Des limites identifiées ? Loin de tout remettre en cause, et en nous appuyant sur les interrogations abordées dans la Harvard Business Review, nous avons plutôt eu envie de questionner cette pratique et d’en identifier ses limites. Et de voir comment les dépasser.

Le premier risque ? Un jugement humain reste toujours subjectif

Si l’on pense que le/la salarié.e lui/elle-même peut parfois manquer de recul sur une situation donnée puisque trop impliqué.e, il en est en fait de même du côté du manager. En effet, dès qu’il s’agit d’un sujet qui traite d’humain, chacun est investi. Le feedback en dit aussi long sur le jugé que le jugeur. D’autant que le manager peut également être éloigné du terrain et manquer de réalisme dans son retour.

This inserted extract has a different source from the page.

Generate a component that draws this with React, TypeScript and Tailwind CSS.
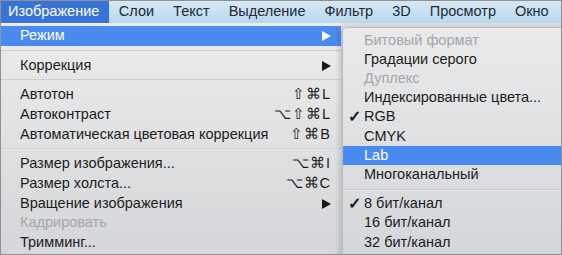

Pour résumer, impossible de donner un feedback neutre sur une situation humaine. Il n’y a pas de bonne ou de mauvaise réponse comme dans un QCM. Il y aura forcément de la subjectivité et il est difficile de la dépasser. Ce que vous jugez bon ou mauvais… un autre l’évaluera différemment.

La solution ? Si beaucoup de choses ont été dites sur la capacité à bien recevoir un feedback, les formations à destination des managers se font plus rares. Pourtant, il suffirait de bien rappeler à tous les juges d’un travail, qu’ils sont dans une logique subjective et personnelle. Et les inviter par là-même à une prise de recul. Parce que nous sommes par essence des êtres orientés, par nos fonctions, notre vision, nos méthodes de travail… mais aussi nos affinités et nos expériences marquantes. Et les encourager ainsi à terminer par exemple leurs phrases par un « pour moi ». Une méthode simple, qui permettrait aux salarié.e.s de prendre justement les retours comme des propositions et non pas comme des vérités absolues, qui peuvent s’avérer contre-productives.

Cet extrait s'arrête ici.